How many lines hold the string "React"? Reply with the number alone.
── Given data ──
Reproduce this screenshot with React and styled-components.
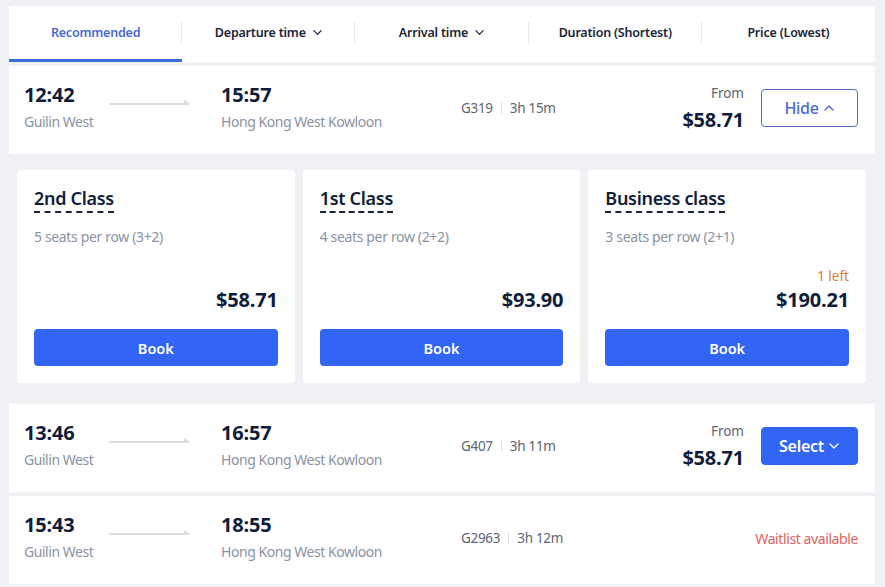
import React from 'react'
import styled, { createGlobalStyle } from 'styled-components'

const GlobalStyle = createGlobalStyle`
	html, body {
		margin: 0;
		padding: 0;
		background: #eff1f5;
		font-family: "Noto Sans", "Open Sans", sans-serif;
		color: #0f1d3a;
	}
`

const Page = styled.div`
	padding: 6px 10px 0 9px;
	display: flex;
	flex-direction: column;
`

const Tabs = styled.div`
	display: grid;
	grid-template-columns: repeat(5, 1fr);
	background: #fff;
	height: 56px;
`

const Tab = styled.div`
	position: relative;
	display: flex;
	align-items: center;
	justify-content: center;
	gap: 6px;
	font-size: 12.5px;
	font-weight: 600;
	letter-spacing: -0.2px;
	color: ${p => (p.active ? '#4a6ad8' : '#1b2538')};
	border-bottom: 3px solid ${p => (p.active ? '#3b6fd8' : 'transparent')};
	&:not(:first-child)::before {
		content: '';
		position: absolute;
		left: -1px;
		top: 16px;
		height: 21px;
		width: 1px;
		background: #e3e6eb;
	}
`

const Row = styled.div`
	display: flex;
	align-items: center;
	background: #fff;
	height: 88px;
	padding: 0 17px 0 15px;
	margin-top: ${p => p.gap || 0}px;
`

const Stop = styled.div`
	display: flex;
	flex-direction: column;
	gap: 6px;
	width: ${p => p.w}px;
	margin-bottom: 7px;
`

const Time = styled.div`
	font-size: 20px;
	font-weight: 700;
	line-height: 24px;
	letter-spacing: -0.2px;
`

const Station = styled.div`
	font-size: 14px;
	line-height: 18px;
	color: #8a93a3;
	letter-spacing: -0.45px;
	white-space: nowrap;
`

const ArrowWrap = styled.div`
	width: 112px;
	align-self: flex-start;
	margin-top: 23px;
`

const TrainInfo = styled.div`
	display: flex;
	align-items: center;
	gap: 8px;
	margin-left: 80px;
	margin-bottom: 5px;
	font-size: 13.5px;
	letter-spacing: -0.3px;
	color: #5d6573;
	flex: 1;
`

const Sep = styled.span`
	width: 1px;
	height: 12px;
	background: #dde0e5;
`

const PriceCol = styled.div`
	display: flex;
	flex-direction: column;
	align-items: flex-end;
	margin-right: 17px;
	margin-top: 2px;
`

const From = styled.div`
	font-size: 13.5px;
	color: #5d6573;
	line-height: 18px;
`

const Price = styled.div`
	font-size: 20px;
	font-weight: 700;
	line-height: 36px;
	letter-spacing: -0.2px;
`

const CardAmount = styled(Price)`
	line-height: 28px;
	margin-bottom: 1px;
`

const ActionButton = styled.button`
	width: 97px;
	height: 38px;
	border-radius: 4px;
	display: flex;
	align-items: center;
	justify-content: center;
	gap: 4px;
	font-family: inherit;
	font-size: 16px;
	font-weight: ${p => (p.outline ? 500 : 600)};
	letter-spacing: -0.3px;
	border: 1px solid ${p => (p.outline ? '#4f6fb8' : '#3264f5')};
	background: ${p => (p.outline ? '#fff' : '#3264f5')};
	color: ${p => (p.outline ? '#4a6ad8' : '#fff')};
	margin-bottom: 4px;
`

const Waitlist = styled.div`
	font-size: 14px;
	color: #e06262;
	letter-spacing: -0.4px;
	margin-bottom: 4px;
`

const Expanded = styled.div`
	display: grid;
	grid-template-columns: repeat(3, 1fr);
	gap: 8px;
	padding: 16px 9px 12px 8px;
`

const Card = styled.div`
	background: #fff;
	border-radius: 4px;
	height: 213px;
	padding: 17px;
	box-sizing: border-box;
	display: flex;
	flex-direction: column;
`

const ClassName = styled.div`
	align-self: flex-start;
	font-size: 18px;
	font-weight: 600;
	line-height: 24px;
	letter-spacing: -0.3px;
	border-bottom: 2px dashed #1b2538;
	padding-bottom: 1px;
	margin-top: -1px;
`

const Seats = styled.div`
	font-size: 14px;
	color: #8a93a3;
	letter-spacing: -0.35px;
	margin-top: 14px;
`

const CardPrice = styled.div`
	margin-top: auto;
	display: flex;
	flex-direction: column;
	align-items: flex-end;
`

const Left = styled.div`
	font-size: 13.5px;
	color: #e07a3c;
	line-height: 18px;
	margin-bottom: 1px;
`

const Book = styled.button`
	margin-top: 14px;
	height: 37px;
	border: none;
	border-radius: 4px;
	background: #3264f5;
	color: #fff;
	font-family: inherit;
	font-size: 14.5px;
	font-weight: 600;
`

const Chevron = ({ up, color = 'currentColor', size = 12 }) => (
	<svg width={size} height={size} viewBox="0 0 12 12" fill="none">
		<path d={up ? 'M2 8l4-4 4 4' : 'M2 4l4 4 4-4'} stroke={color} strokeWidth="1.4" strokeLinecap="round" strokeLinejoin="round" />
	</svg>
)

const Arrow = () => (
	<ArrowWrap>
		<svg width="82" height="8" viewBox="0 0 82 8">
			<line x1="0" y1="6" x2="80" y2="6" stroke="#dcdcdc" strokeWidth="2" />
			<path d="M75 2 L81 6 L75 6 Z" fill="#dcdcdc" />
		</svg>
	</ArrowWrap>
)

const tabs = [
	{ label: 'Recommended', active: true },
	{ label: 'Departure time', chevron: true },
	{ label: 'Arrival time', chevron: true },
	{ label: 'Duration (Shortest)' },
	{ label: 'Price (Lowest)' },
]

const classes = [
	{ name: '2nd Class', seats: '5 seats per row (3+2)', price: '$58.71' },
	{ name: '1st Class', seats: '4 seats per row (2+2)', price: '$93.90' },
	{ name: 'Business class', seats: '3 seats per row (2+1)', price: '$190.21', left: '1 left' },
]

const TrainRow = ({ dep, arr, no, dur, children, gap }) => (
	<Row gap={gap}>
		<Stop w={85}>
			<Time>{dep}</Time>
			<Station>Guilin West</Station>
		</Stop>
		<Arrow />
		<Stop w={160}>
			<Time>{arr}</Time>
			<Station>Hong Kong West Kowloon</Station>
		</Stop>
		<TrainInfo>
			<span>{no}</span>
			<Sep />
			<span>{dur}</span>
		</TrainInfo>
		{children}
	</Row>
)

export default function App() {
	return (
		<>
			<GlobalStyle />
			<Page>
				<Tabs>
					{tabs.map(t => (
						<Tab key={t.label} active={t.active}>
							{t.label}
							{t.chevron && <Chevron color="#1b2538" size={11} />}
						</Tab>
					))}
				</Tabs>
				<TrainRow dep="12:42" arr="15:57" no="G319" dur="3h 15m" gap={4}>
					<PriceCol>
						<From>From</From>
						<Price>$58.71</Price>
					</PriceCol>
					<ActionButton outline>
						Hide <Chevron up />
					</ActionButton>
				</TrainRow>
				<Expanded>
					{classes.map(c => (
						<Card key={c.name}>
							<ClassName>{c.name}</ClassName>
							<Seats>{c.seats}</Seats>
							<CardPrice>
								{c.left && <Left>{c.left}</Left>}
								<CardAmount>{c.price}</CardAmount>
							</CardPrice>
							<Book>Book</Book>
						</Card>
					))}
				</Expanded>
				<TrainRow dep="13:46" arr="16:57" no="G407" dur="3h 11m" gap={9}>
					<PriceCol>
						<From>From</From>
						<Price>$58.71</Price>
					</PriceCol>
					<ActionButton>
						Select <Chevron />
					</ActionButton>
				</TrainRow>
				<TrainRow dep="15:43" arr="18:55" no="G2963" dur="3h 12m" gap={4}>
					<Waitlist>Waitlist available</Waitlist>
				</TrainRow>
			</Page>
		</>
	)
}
───
> _Task solution_: 2